На меня волной накатила радость. Ведь отец Маргарет настолько доверяет мне… Тут он вдруг объявил деловым будничным тоном:
— Пожалуй, пора мне встать. Когда Маргарет придёт, скажите ей, что со мной все в порядке. Это избавит её от потрясения! И скажите Корбеку, что как только смогу, я увижусь с ним. Я хочу видеть эти светильники и все о них узнать!
Я пришёл в восторг от его обхождения со мной. В нем были заметны родственные чувства, способные поднять меня со смертного ложа. Я поспешил выполнить его распоряжения, но едва взялся за ключ, как он остановил меня:
— Мистер Росс! Мне не понравилось обращение «мистер». Зная о моей дружбе с его доверью, он уже называл меня Малкольмом, и возвращение к формальному обращению несколько испугало меня. Должно быть, это касалось Маргарет. Мысленно я звал её «Маргарет», а не «мисс Трелони», тем более перед опасностью потерять её. Теперь я понимаю, что тогда был настроен вступить за неё в сражение, лишь бы не терять. Невольно напрягшись, я вернулся. Мистер Трелони, будучи по натуре проницательным, словно прочёл мои мысли и лицо его, только что жёсткое, потеплело.

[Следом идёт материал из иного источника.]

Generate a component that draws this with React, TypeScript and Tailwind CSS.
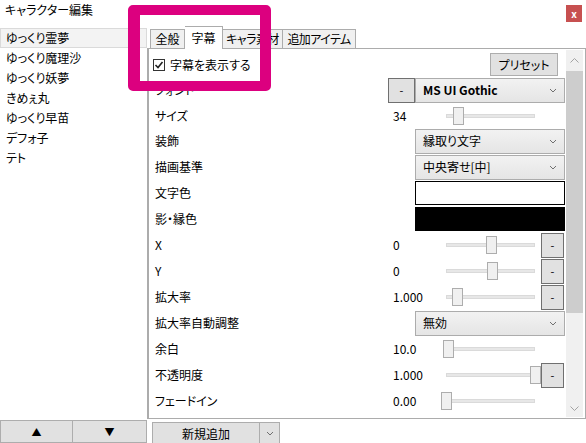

— Присядьте на минуту, поскольку лучше поговорить сейчас, нежели потом. Мы с вами мужчины; что касается моей дочери — все это новость для меня, и неожиданная, потому мне и хотелось узнать об этом подробнее. Имейте в виду, я, будучи её отцом, имею важные обязанности, и они могут оказаться болезненными. Я… — казалось, он не знал, как начать, и это возродило мои надежды. — Полагаю, из того, что вы говорили о моей дочери, следует ваше намерение просить её руки?
— Именно так! После того вечера на реке я собирался найти вас — конечно, через надлежащее время — и спросить, могу ли я поговорить с ней об этом. События сблизили нас больше, чем я смел надеяться, но первоначальное намерение свежо в моем сердце и крепнет с каждым часом.
Лицо его смягчилось, как видно, мысленно он возвращался к собственной юности.
— По-видимому, Малкольм Росс — это обращение вновь ободрило меня — пока что вы ещё не делали моей дочери никаких заявлений?
— Только не на словах, сэр.
Скрытый смысл моей фразы вызвал серьёзную и добрую улыбку на его лице, и он с серьёзным сарказмом заметил:
— Не на словах! Это опасно! Ведь слова сомнительны, и она могла бы не поверить им!
Я почувствовал, что заливаюсь краской.
— Слова диктуют деликатное отношение к её беззащитному положению и уважение к её отцу, хотя я не знал вас тогда ещё, сэр. Но и не будь этих преград, я не осмелился бы делать заявление ввиду её горя и волнений. Мистер Трелони, даю вам слово чести: сейчас мы с вашей дочерью всего лишь друзья — не более!